Texas Court: Ban on 'Upskirt' Photos Violates First Amendment Rights

HOUSTON, Texas — Texas’ highest criminal court threw out a law on Wednesday banning “improper photography in public.” Banning such photography, which includes “upskirting” or “downblousing” for the purpose of sexual gratification, would be considered a violation of free speech. 

The Texas Criminal Court of Appeals ruled 8-1 that photos are protected by the First Amendment and “inherently expressive,” according to the Houston Chronicle.  

The decision followed a 2011 case that involved a man taking photos at SeaWorld of children in their bathing suits. After being charged with 26 counts of improper photography, the man appealed and argued that laws banning photography threatens the First Amendment of everyone including legitimate expressive artists. 

Presiding Judge Sharon Keller reportedly said in the majority opinion, “The camera is essentially the photographer’s pen and paintbrush. A person’s purposeful creation of photographs and visual recordings is entitled to the same First Amendment protection as the photographs and visual recordings themselves.”

Keller continued, “Protecting someone who appears in public from being the object of sexual thoughts seems to be the sort of ‘paternalistic interest in regulating the defendant’s mind’ that the First Amendment was designed to guard against. 

Those who oppose the courts ruling complain that it does little to protect victims.
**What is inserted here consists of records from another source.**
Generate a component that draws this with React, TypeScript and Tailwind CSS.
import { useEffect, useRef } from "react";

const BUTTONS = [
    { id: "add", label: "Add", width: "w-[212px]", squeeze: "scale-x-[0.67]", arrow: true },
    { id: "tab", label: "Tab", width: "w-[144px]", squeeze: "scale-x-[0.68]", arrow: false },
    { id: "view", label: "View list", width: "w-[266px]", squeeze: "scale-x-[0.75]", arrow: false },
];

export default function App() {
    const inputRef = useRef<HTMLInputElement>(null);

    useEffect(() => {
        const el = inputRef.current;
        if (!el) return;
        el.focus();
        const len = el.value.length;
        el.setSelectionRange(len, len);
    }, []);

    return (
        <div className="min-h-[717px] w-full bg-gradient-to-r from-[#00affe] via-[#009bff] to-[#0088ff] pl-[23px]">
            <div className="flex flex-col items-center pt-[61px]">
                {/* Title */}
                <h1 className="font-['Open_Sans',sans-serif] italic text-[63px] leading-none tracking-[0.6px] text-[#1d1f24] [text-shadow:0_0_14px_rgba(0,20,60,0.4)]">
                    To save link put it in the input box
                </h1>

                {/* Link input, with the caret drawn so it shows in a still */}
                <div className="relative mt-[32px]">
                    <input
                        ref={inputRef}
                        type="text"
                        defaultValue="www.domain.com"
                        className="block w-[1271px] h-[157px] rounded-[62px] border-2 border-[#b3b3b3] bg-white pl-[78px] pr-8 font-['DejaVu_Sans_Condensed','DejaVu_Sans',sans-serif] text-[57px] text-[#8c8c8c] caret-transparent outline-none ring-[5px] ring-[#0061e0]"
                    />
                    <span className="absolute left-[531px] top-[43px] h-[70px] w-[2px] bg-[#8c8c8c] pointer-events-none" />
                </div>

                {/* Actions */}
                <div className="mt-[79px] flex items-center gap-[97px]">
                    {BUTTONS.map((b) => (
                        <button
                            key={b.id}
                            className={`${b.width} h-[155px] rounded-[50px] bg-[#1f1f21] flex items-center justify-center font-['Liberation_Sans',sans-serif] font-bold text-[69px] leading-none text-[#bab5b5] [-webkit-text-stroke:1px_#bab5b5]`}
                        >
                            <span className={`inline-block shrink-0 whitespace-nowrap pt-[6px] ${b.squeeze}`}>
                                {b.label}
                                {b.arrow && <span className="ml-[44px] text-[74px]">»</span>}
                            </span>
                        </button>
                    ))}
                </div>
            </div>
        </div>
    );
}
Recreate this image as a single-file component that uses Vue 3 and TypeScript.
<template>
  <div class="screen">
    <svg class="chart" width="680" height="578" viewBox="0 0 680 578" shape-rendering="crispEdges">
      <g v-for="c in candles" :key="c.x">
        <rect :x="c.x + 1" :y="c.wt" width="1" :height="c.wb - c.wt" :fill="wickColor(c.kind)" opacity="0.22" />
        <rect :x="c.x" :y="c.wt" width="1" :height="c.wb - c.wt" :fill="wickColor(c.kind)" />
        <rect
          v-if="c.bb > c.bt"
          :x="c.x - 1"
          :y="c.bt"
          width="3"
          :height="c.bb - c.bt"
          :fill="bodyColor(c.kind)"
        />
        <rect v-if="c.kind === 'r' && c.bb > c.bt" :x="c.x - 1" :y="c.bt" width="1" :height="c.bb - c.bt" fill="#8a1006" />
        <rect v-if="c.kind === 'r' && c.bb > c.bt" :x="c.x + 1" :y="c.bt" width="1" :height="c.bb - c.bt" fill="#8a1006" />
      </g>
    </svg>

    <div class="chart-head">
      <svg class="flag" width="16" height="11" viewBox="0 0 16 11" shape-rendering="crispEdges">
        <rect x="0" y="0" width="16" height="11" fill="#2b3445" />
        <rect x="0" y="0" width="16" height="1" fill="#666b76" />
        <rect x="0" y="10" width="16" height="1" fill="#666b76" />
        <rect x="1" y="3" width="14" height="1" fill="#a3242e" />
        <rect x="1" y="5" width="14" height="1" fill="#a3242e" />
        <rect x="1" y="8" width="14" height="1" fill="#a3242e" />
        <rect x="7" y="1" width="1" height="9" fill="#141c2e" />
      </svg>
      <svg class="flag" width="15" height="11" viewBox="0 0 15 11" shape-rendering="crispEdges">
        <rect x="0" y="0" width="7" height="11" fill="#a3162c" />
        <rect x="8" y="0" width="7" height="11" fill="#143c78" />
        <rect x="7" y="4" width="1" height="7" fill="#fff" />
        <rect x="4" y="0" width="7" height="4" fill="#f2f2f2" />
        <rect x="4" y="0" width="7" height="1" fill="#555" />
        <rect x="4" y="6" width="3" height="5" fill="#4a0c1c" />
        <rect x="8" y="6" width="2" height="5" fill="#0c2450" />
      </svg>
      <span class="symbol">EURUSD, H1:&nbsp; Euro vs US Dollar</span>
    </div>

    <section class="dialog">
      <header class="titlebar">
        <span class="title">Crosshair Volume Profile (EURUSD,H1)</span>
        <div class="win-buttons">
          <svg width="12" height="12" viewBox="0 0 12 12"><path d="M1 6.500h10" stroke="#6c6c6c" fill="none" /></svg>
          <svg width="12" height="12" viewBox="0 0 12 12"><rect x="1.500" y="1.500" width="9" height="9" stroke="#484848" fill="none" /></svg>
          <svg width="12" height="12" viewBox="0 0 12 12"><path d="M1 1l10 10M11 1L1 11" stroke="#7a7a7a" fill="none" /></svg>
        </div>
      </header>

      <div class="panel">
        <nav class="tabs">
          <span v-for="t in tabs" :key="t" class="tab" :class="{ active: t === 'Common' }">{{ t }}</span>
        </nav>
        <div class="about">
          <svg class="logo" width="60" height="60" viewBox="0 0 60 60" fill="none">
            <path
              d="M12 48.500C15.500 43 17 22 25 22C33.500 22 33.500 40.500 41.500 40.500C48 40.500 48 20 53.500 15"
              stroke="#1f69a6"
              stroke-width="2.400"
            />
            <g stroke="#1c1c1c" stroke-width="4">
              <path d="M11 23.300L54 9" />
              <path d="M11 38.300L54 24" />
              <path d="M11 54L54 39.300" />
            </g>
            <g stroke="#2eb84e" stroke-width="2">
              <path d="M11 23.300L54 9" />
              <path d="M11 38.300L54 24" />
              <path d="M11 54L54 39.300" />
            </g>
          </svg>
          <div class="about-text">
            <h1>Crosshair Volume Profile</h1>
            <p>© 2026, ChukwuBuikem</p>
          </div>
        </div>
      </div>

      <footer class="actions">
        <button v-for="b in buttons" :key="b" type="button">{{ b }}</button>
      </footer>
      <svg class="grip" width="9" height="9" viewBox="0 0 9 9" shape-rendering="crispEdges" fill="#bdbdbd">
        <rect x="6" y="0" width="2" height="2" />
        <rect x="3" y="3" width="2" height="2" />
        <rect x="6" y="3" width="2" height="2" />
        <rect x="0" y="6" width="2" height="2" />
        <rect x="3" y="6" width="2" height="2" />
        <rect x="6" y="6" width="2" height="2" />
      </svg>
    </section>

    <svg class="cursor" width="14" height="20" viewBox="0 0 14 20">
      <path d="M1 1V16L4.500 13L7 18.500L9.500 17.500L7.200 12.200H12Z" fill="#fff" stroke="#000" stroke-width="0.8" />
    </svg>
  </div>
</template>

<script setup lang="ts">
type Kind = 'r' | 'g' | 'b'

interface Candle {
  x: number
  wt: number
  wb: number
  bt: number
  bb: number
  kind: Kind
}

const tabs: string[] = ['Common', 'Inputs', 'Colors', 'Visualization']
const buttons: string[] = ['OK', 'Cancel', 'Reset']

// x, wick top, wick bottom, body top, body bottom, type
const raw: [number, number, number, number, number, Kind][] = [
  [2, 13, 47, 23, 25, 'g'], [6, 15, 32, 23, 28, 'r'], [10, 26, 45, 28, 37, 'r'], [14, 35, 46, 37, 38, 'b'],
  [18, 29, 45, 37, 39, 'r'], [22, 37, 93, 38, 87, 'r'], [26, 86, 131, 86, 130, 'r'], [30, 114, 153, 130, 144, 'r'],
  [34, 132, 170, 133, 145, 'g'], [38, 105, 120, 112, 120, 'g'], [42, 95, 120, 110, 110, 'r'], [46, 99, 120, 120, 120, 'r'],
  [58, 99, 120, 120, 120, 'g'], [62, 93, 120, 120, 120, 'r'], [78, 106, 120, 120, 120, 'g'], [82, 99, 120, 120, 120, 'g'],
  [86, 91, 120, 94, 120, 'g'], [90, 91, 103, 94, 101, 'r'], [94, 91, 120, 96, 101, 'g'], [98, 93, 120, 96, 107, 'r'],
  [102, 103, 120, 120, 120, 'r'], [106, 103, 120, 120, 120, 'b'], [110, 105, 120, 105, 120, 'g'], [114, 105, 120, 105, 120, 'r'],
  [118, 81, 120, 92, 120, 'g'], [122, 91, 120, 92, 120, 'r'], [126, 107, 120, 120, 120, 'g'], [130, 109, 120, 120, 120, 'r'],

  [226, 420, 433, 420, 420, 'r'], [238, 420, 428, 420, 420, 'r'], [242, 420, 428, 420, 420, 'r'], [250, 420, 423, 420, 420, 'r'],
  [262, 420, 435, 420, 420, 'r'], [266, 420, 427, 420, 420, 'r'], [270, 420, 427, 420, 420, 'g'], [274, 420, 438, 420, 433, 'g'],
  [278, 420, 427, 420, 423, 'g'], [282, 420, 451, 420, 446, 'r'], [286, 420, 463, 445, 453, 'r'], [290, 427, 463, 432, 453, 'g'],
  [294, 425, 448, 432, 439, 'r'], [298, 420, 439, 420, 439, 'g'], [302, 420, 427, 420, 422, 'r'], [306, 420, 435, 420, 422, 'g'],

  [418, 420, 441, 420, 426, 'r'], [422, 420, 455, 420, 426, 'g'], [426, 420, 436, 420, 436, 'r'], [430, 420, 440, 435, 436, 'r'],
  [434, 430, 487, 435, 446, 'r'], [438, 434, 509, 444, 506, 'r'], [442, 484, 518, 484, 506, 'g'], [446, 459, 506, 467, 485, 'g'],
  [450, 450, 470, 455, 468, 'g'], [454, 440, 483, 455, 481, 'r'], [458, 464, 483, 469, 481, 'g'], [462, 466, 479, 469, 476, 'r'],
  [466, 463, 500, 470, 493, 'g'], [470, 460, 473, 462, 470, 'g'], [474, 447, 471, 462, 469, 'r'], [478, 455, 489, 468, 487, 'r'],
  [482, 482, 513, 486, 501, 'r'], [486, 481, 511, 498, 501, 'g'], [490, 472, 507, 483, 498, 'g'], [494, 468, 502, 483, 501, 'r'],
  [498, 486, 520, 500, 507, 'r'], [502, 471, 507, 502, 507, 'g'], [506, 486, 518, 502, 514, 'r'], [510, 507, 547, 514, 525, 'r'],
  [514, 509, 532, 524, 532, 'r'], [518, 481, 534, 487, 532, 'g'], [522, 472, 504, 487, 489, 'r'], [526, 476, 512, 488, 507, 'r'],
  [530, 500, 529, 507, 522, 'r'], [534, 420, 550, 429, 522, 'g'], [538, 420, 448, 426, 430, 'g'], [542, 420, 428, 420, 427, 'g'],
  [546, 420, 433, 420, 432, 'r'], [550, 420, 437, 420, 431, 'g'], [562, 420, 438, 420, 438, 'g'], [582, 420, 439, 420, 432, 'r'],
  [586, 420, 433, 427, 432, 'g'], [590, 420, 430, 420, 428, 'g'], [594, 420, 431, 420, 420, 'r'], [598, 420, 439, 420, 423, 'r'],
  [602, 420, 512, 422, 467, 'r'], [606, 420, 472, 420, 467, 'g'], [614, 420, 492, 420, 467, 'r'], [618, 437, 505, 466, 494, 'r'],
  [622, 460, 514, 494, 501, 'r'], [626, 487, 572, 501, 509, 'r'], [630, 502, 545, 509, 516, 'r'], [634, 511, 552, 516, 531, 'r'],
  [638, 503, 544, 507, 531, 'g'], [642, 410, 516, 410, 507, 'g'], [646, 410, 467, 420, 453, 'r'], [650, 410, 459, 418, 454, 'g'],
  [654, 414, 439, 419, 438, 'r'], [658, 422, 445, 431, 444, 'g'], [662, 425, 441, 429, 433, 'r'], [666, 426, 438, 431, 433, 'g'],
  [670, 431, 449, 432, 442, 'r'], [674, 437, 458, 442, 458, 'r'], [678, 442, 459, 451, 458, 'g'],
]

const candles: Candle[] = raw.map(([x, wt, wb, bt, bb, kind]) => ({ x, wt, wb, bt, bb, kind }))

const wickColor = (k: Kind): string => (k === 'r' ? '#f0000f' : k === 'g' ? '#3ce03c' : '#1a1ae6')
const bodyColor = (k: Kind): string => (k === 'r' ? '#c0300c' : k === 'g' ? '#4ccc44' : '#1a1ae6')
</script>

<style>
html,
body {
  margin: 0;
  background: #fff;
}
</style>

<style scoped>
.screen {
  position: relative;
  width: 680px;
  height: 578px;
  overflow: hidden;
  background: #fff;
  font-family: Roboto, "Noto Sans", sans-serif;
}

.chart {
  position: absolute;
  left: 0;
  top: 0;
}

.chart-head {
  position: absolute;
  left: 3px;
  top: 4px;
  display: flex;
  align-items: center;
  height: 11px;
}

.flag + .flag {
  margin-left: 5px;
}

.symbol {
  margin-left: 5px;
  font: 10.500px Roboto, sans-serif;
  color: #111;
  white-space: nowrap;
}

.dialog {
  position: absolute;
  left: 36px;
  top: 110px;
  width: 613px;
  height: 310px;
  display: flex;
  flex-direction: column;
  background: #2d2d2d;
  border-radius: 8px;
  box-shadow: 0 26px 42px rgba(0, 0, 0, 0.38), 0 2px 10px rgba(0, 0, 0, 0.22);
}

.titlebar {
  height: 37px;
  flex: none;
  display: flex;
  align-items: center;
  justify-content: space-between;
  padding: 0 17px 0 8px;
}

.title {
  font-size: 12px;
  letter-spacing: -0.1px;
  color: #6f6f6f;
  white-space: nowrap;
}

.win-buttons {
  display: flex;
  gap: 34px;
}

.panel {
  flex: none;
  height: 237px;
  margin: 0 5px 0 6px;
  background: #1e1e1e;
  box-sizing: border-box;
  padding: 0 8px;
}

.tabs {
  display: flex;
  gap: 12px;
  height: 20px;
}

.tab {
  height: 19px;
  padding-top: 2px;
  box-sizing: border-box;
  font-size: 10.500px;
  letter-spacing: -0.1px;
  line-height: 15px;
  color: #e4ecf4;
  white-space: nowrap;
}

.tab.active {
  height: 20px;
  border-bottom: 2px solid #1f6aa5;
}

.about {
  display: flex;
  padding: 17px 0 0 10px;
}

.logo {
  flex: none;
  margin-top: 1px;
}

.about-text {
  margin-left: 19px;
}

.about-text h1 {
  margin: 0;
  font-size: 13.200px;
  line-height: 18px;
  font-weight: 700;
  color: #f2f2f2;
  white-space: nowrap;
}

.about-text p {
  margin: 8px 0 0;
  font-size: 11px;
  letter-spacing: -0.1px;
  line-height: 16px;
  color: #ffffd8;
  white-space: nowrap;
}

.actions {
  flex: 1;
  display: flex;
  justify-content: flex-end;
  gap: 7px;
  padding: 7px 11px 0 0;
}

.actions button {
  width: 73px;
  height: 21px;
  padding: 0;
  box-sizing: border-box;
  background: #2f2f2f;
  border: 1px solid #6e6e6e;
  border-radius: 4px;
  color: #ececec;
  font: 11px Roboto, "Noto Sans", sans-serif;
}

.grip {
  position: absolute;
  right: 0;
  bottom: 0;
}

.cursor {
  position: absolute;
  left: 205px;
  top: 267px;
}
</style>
Others assert that the ruling obstructs officials’ ability to track predators using “red flags.”

Assistant District Attorney of Bexar County, Cliff Hergerg, told KHOU, “Typically the people that are getting caught up in this law are people that are in the process of moving through stages of becoming a pedophile. Usually when an officer stops that individual by the time they get through that camera, they usually find child pornography or when an officer gets a warrant and goes to their home they find child pornography on their computer.”

According to the Chronicle, inappropriate photography cases are fairly common in Harris County, which Houston is situated; at least 15 such cases are currently pending and could be affected by the court’s new ruling. 

Despite the recent decision, it is still against Texas law to take photos in bathrooms or dressing rooms.